Carrère, l’homme qui croyait mais ne croit plus, met paradoxalement un talent fou à rendre vivant Paul, Luc, Jacques, Marie et Notre Seigneur Jésus Christ de même. Il trie parmi les « enjolivures » ce qu’il considère comme des anecdotes authentiques, de première main. Il échafaude des hypothèses sur le saint Paul historique, sur sa personnalité, les conditions de sa rencontre avec saint Luc. Afin de rendre au mieux ce qu’il croit isoler de la psychologie de ses protagonistes, Carrère opère de fréquents retours à sa propre expérience, mettant en perspective son œuvre et son parcours. La méthode n’a rien de dérangeant car pleinement assumée et, qui plus est, elle répond à un impératif moral, le fameux devoir de vérité.

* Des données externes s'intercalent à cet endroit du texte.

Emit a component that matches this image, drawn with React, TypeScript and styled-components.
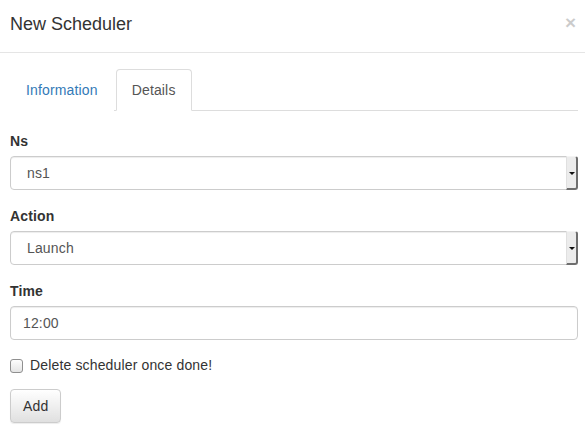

D’où tu parles, Emmanuel ? « De ma place d’athée ex-croyant glissant vers l’agnosticisme, d’homme issu d’un très bon milieu, d’auteur reconnu, de scénariste vivant de sa plume, de père de famille, de divorcé remarié et comblé, bref d’une place privilégiée ce qui, toutefois, ne retire rien à la valeur de mon témoignage et rien à la qualité de ma recherche. » nous répond-il. Et le lecteur procède à ces mêmes allers-retours, d’où l’incursion de ma propre expérience dans cette critique. Toutefois, je réserve mes conclusions à lire dans le prochain billet consacré au « Royaume », dès que j’en aurai terminé la lecture (600 pages, tout de même !).